I don’t envy the people who run Ofcom. On the one hand, they’re under enormous political pressure to sanction GB News, which, in the eyes of its establishment critics, is a contaminated river of far-right propaganda that’s polluting the ‘delicate and important broadcast ecology of this country’ (Adam Boulton). But on the other, they want to preserve their status as the keepers of the ring and cannot be seen to be holding GB News to a higher standard than other broadcasters. That makes their lives complicated because, in reality, the channel’s politics are far closer to the Telegraph than they are to Fox News, and it’s no more partisan than LBC or Channel 4 News. Indeed, it may actually be less politically biased than those broadcasters, with a recent poll discovering that more GB News viewers intend to vote Labour than Conservative.
Ofcom has enormous latitude when it comes to applying these rules
Until now, Ofcom’s solution to this dilemma has been a typical English fudge in which the regulator appears to take the complaints of left-wing activists about the channel seriously, dutifully ‘investigating’ them over several months, only to conclude that it hasn’t actually breached the Broadcasting Code or – if it has – in such a minor way that it’s only deserving of a wrist-slap. But that changed this week with the announcement that Ofcom is considering whether to impose a ‘statutory sanction’ on GB News, having concluded that People’s Forum: The Prime Minister,in which Rishi Sunak was grilled by a studio audience last February, broke ‘due impartiality’ rules. If it does decide to wheel out the big guns, the channel’s punishment could be anything from a fine to the removal of its broadcast licence.
Why the harsher treatment?
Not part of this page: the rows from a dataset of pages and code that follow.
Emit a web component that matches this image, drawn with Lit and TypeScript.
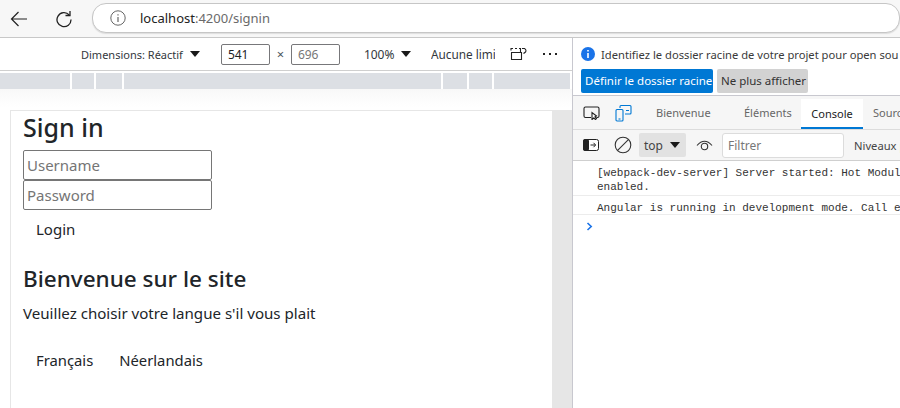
import { LitElement, html, css } from "lit";
import { customElement } from "lit/decorators.js";

@customElement("app-root")
export class AppRoot extends LitElement {
  static styles = css`
    :host { display: block; width: 900px; height: 408px; overflow: hidden; background: #fff; font-family: "Noto Sans", "Open Sans", sans-serif; color: #1f1f1f; }
    svg { display: block; flex: none; }
    .nav { height: 37px; background: #f7f7f7; border-bottom: 1px solid #c8c8c8; display: flex; align-items: center; padding-left: 10px; box-sizing: content-box; }
    .nav .back { margin-right: 27px; }
    .nav .reload { margin-right: 19px; }
    .url { width: 900px; height: 28px; margin-top: -1px; border-radius: 14px; background: #fff; border: 1px solid #c6c6c6; box-shadow: 0 1px 1px #ddd; display: flex; align-items: center; padding-left: 17px; font-size: 13px; color: #6a6a6a; }
    .url svg { margin-right: 14px; }
    .url b { font-weight: 400; color: #222; }
    .main { display: flex; height: 370px; }
    .left { width: 572px; flex: none; border-right: 1px solid #c8c8cf; display: flex; flex-direction: column; }
    .device { height: 32px; border-bottom: 1px solid #cfcfcf; display: flex; align-items: center; font-size: 11px; color: #33383d; padding-left: 81px; white-space: nowrap; }
    .tri { width: 0; height: 0; border-left: 5px solid transparent; border-right: 5px solid transparent; border-top: 6px solid #1a1a1a; flex: none; }
    .tri-a { margin: 0 21px 0 7px; }
    .dim { width: 41px; height: 19px; box-sizing: content-box; border: 1px solid #77777a; border-radius: 2px; font-size: 12px; line-height: 19px; padding-left: 6px; color: #222; flex: none; }
    .dim.grey { color: #777; }
    .by { font-size: 13px; width: 21px; text-align: center; color: #4a5560; flex: none; }
    .zoom { font-size: 12px; margin-left: 24px; width: 37px; flex: none; }
    .clip { width: 64px; overflow: hidden; margin-left: 20px; flex: none; font-size: 11.8px; }
    .rot { margin-left: 15px; }
    .dots { display: flex; gap: 4px; margin-left: 15px; }
    .dots i { width: 2px; height: 2px; background: #222; }
    .ruler { display: flex; height: 16px; margin-top: 2px; gap: 2px; flex: none; }
    .ruler i { background: #dcdfe4; }
    .stage { flex: 1; display: flex; padding-top: 21px; padding-left: 11px; background: linear-gradient(#f8f8f8, #fff 18px); min-height: 0; }
    .card { width: 542px; flex: none; background: #fff; border-top: 1px solid #e6e6e6; border-left: 1px solid #e6e6e6; margin-left: -1px; padding-left: 12px; box-sizing: border-box; }
    .bar { width: 20px; background: #e6e6e6; flex: none; }
    h1 { margin: -1px 0 0; font-size: 25px; font-weight: 500; line-height: 34px; color: #212529; }
    .in { width: 189px; height: 30px; box-sizing: border-box; border: 1px solid #767676; border-radius: 2px; padding-left: 3px; font-size: 15px; line-height: 28px; color: #757575; }
    .first { margin-top: 6px; }
    .btn { padding-left: 13px; font-size: 15px; line-height: 20px; color: #212529; }
    .login { margin-top: 9px; }
    h2 { margin: 25px 0 0; font-size: 22.5px; font-weight: 500; line-height: 30px; color: #212529; }
    p { margin: 9px 0 0; font-size: 15.1px; line-height: 20px; color: #212529; }
    .langs { display: flex; gap: 26px; padding-left: 13px; margin-top: 27px; font-size: 14.8px; line-height: 20px; color: #212529; }
    .right { flex: 1; min-width: 0; display: flex; flex-direction: column; white-space: nowrap; overflow: hidden; }
    .info { height: 58px; flex: none; border-bottom: 1px solid #c8c8cf; padding: 7px 0 0 8px; box-sizing: border-box; font-size: 11.2px; color: #3a3a3a; }
    .infoline { display: flex; align-items: center; gap: 6px; height: 18px; }
    .actions { display: flex; gap: 4px; margin-top: 6px; }
    .primary { background: #0078d4; color: #fff; height: 24px; line-height: 24px; padding: 0 4px; width: 132px; box-sizing: border-box; border-radius: 2px; font-size: 11.5px; flex: none; }
    .second { background: #d2d2d2; color: #333; height: 24px; line-height: 24px; width: 91px; padding-left: 4px; box-sizing: border-box; border-radius: 2px; font-size: 11.5px; flex: none; }
    .tabs { height: 34px; flex: none; box-sizing: border-box; background: #f6f6f6; border-bottom: 1px solid #dcdcdc; display: flex; align-items: stretch; font-size: 11px; color: #666; padding-left: 10px; }
    .tabs svg { align-self: center; }
    .dev { margin-left: 15px; }
    .tab { display: flex; align-items: center; box-sizing: border-box; flex: none; }
    .t1 { margin-left: 24px; width: 54px; }
    .t2 { margin-left: 34px; width: 47px; }
    .tab.on { background: #fff; color: #222; border-bottom: 2px solid #0078d4; width: 62px; justify-content: center; margin: 3px 0 0 10px; }
    .t4 { margin-left: 10px; }
    .cons { height: 31px; flex: none; box-sizing: border-box; background: #f6f6f6; border-bottom: 1px solid #cfcfcf; display: flex; align-items: center; font-size: 12px; color: #444; padding-left: 10px; }
    .clear { margin-left: 15px; }
    .ctx { width: 47px; height: 24px; flex: none; background: #e2e2e2; margin-left: 7px; border-radius: 2px; display: flex; align-items: center; gap: 7px; padding-left: 5px; box-sizing: border-box; }
    .eye { margin-left: 10px; }
    .filter { width: 122px; height: 25px; flex: none; box-sizing: border-box; background: #fff; border: 1px solid #dcdcdc; border-radius: 3px; margin-left: 9px; padding-left: 5px; line-height: 23px; color: #777; }
    .lvl { margin-left: 10px; font-size: 11.2px; }
    .log { font-family: "Liberation Mono", monospace; font-size: 11px; line-height: 14px; color: #333; padding-left: 24px; border-bottom: 1px solid #ececec; padding-top: 5px; box-sizing: border-box; flex: none; }
    .log.a { height: 35px; }
    .log.b { height: 19px; }
    .prompt { padding: 7px 0 0 13px; }
  `;

  render() {
    const segs = [70, 22, 26, 317, 24, 23, 76];
    return html`
      <div class="nav">
        <svg class="back" width="18" height="18" viewBox="0 0 18 18" fill="none" stroke="#222" stroke-width="1.2"><path d="M1.5 9H17M8.5 2L1.5 9L8.5 16"/></svg>
        <svg class="reload" width="18" height="18" viewBox="0 0 18 18" fill="none" stroke="#222" stroke-width="1.3"><path d="M14.2 5A7 7 0 1 0 16 9.5"/><path d="M15 1V5.5H10.5"/></svg>
        <div class="url">
          <svg width="16" height="16" viewBox="0 0 16 16" fill="none" stroke="#666" stroke-width="1"><circle cx="8" cy="8" r="7.2"/><path d="M8 7V12M8 4.2V5.6" stroke-width="1.2"/></svg>
          <span><b>localhost</b>:4200/signin</span>
        </div>
      </div>
      <div class="main">
        <div class="left">
          <div class="device">
            <span>Dimensions: Réactif</span><span class="tri tri-a"></span>
            <span class="dim">541</span><span class="by">×</span><span class="dim grey">696</span>
            <span class="zoom">100%</span><span class="tri"></span>
            <span class="clip">Aucune limi</span>
            <svg class="rot" width="18" height="14" viewBox="0 0 18 14" fill="none" stroke="#222" stroke-width="1.1"><path d="M1 3.5V1.5H3M5 1.5H7M9 1.5H10.5V5.5M1 5.5H11.5V12.5H1.5V5.5"/><path d="M12 1.5H14.5C16.5 2.5 16.5 5 14.5 6M15.5 5L13.5 6.5"/></svg>
            <span class="dots"><i></i><i></i><i></i></span>
          </div>
          <div class="ruler">
            ${segs.map((w) => html`<i style="width:${w}px"></i>`)}
          </div>
          <div class="stage">
            <div class="card">
              <h1>Sign in</h1>
              <div class="in first">Username</div>
              <div class="in">Password</div>
              <div class="btn login">Login</div>
              <h2>Bienvenue sur le site</h2>
              <p>Veuillez choisir votre langue s'il vous plait</p>
              <div class="langs"><span>Français</span><span>Néerlandais</span></div>
            </div>
            <div class="bar"></div>
          </div>
        </div>
        <div class="right">
          <div class="info">
            <div class="infoline">
              <svg width="14" height="14" viewBox="0 0 14 14"><circle cx="7" cy="7" r="7" fill="#1a73e8"/><path d="M7 6V11M7 3V4.6" stroke="#fff" stroke-width="1.6"/></svg>
              <span>Identifiez le dossier racine de votre projet pour open sou</span>
            </div>
            <div class="actions"><span class="primary">Définir le dossier racine</span><span class="second">Ne plus afficher</span></div>
          </div>
          <div class="tabs">
            <svg width="17" height="14" viewBox="0 0 17 14" fill="none" stroke="#222" stroke-width="1.1"><path d="M8 11.5H2.5Q1 11.5 1 10V2.5Q1 1 2.5 1H14.5Q16 1 16 2.5V10Q16 11.5 14.5 11.5H13.5"/><path d="M9 6.5V13.5L10.8 12L12.5 13.5L13.5 12.5L12 10.8L13.5 10Z" fill="#fff"/></svg>
            <svg class="dev" width="17" height="18" viewBox="0 0 17 18" fill="none" stroke="#0078d4" stroke-width="1.1"><path d="M5 4V2.5Q5 1.5 6 1.5H15Q16 1.5 16 2.5V9Q16 10 15 10H10M11 6.5H14"/><rect x="1" y="5.5" width="7" height="11.5" rx="1"/><path d="M3.5 15H5.5"/></svg>
            <span class="tab t1">Bienvenue</span>
            <span class="tab t2">Éléments</span>
            <span class="tab on">Console</span>
            <span class="tab t4">Sourc</span>
          </div>
          <div class="cons">
            <svg width="16" height="12" viewBox="0 0 16 12"><rect x="0.5" y="0.5" width="15" height="11" rx="2" fill="#fff" stroke="#222"/><rect x="0" y="0" width="6" height="12" rx="2" fill="#222"/><path d="M7.5 6H12M10.5 3.8L12.7 6L10.5 8.2" stroke="#222" fill="none"/></svg>
            <svg class="clear" width="18" height="18" viewBox="0 0 18 18" fill="none" stroke="#333" stroke-width="1.1"><circle cx="9" cy="9" r="7.8"/><path d="M3.6 14.4L14.4 3.6"/></svg>
            <div class="ctx"><span>top</span><span class="tri"></span></div>
            <svg class="eye" width="17" height="12" viewBox="0 0 17 12" fill="none" stroke="#333" stroke-width="1.1"><path d="M1 6.5Q8.5 -2 16 6.5"/><circle cx="8.5" cy="7.5" r="3.2"/></svg>
            <div class="filter">Filtrer</div>
            <span class="lvl">Niveaux p</span>
          </div>
          <div class="log a">[webpack-dev-server] Server started: Hot Modul<br>enabled.</div>
          <div class="log b">Angular is running in development mode. Call e</div>
          <div class="prompt"><svg width="7" height="9" viewBox="0 0 7 9" fill="none" stroke="#1a73e8" stroke-width="1.6"><path d="M1.5 1L5.2 4.5L1.5 8"/></svg></div>
        </div>
      </div>
    `;
  }
}
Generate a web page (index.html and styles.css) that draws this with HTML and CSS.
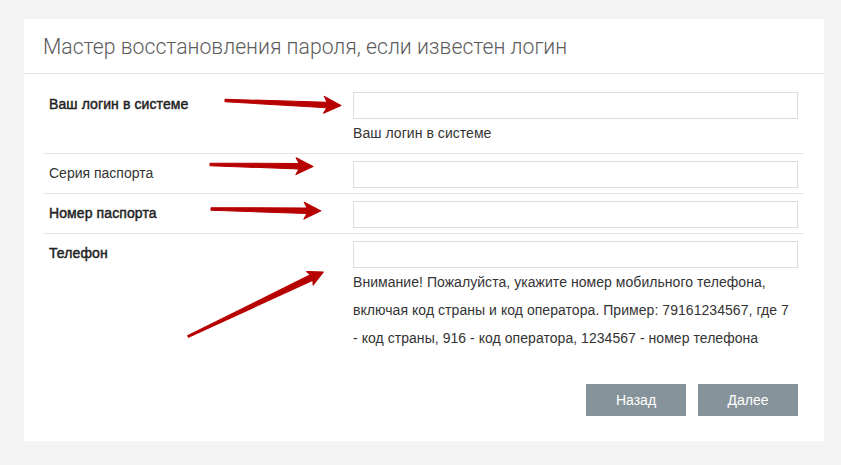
FILE: index.html
```html
<!DOCTYPE html>
<html lang="ru">
  <head>
    <meta charset="UTF-8" />
    <title>Восстановление пароля</title>
    <link rel="stylesheet" href="styles.css">
  </head>
  <body>
    <div class="wizard">
      <!-- заголовок мастера -->
      <div class="wizard-header">
        <h1>Мастер восстановления пароля, если известен логин</h1>
      </div>

      <form class="wizard-form">
        <div class="field-row">
          <label class="field-label strong">Ваш логин в системе</label>
          <div class="field-control">
            <input type="text" />
            <p class="field-hint">Ваш логин в системе</p>
          </div>
        </div>

        <div class="field-row">
          <label class="field-label">Серия паспорта</label>
          <div class="field-control">
            <input type="text" />
          </div>
        </div>

        <div class="field-row">
          <label class="field-label strong">Номер паспорта</label>
          <div class="field-control">
            <input type="text" />
          </div>
        </div>

        <div class="field-row">
          <label class="field-label strong">Телефон</label>
          <div class="field-control">
            <input type="text" />
            <p class="field-hint">Внимание! Пожалуйста, укажите номер мобильного телефона, включая код страны и код оператора. Пример: 79161234567, где 7 - код страны, 916 - код оператора, 1234567 - номер телефона</p>
          </div>
        </div>
      </form>

      <div class="wizard-actions">
        <button type="button" class="btn">Назад</button>
        <button type="button" class="btn">Далее</button>
      </div>
    </div>

    <!-- стрелки поверх формы -->
    <svg class="arrows" width="841" height="465" viewBox="0 0 841 465">
      <g fill="#b70000" stroke="#b70000" stroke-width="1" stroke-linejoin="round">
        <g transform="translate(225,100.5) rotate(2.5)">
          <path d="M0,-1.2 L102,-2.8 L99,-8.5 L116,0 L99,8.5 L102,2.8 L0,1.2 Z" />
        </g>
        <g transform="translate(210,164.5) rotate(1.1)">
          <path d="M0,-1.2 L89,-2.8 L86,-8.5 L103,0 L86,8.5 L89,2.8 L0,1.2 Z" />
        </g>
        <g transform="translate(211,209) rotate(1)">
          <path d="M0,-1.2 L96,-2.8 L93,-8.5 L110,0 L93,8.5 L96,2.8 L0,1.2 Z" />
        </g>
        <g transform="translate(188,336.5) rotate(-25.5)">
          <path d="M0,-1 L137,-3 L135,-7.5 L150,0 L135,7.5 L137,3 L0,1 Z" />
        </g>
      </g>
    </svg>
  </body>
</html>
```

FILE: styles.css
```css
/* общие стили */
body {
  margin: 0;
  padding: 19px 0 0 24px;
  height: 465px;
  box-sizing: border-box;
  overflow: hidden;
  background: #f3f3f3;
  font-family: "Liberation Sans", Arial, sans-serif;
  font-size: 14px;
  color: #333333;
}

/* карточка мастера */
.wizard {
  width: 800px;
  background: #ffffff;
  padding-bottom: 25px;
}

.wizard-header {
  height: 54px;
  display: flex;
  align-items: center;
  padding: 0 19px;
  border-bottom: 1px solid #e3e3e3;
}

.wizard-header h1 {
  margin: 0;
  font-family: Roboto, "Liberation Sans", sans-serif;
  font-weight: 300;
  font-size: 21.2px;
  color: #5c5c5c;
}

/* строки формы */
.wizard-form {
  padding: 11px 20px 0 19px;
}

.field-row {
  display: grid;
  grid-template-columns: 304px 1fr;
  padding: 7px 6px 5px;
  border-bottom: 1px solid #e5e5e5;
}

.field-row:last-child {
  border-bottom: none;
}

.field-label {
  padding-top: 2px;
  line-height: 20px;
  color: #333333;
}

/* «полужирные» подписи — обычный шрифт с обводкой */
.field-label.strong {
  color: #222222;
  letter-spacing: 0.1px;
  -webkit-text-stroke: 0.45px #222222;
}

.field-control input {
  display: block;
  width: 100%;
  height: 27px;
  box-sizing: border-box;
  margin: 0;
  border: 1px solid #dddddd;
  background: #ffffff;
}

.field-hint {
  margin: 0 0 1px;
  max-width: 438px;
  line-height: 28px;
  letter-spacing: 0.05px;
  color: #333333;
}

/* кнопки */
.wizard-actions {
  display: flex;
  justify-content: flex-end;
  gap: 12px;
  padding: 26px 26px 0 0;
}

.btn {
  width: 100px;
  height: 32px;
  border: none;
  background: #87939a;
  color: #ffffff;
  font-family: "Liberation Sans", Arial, sans-serif;
  font-size: 14px;
}

/* стрелки */
.arrows {
  position: absolute;
  top: 0;
  left: 0;
  pointer-events: none;
}
```
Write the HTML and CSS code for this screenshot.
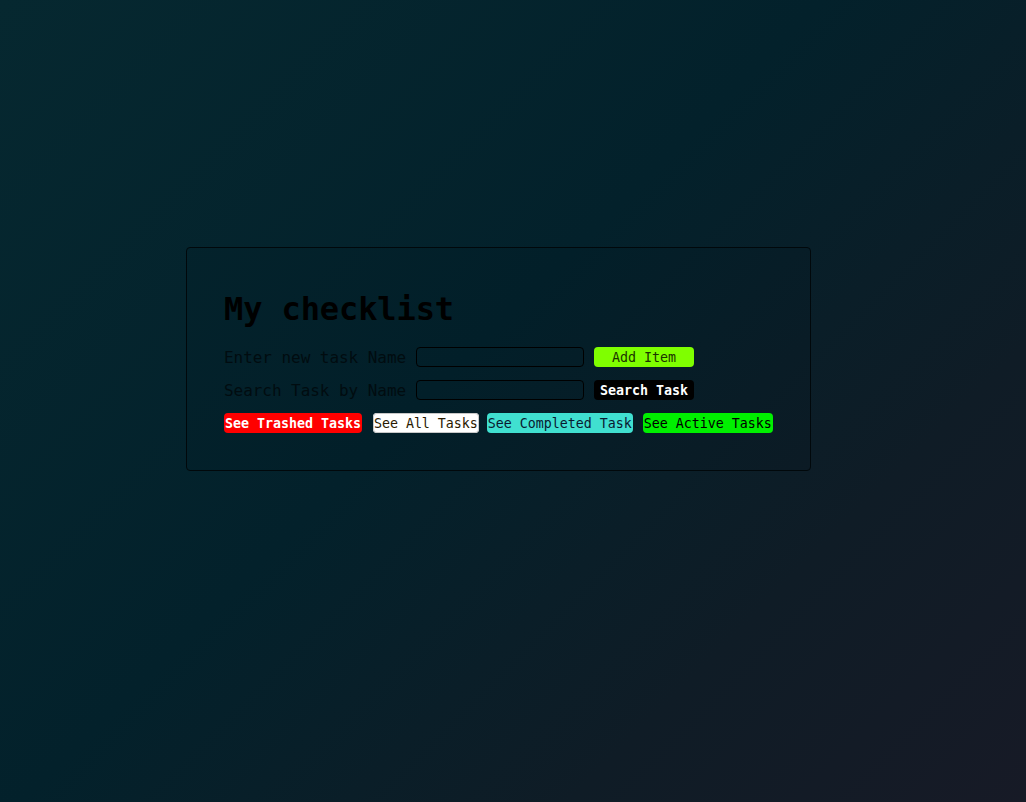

Ofcom says it’s because this is the third time the channel has breached ‘due impartiality’ rules, that the rules in question are important (they require broadcasters to give due weight to a wide range of significant views when it comes to matters of major political controversy) and it’s incumbent upon GB News to follow these rules at the moment because we’re in a ‘period preceding a UK general election’.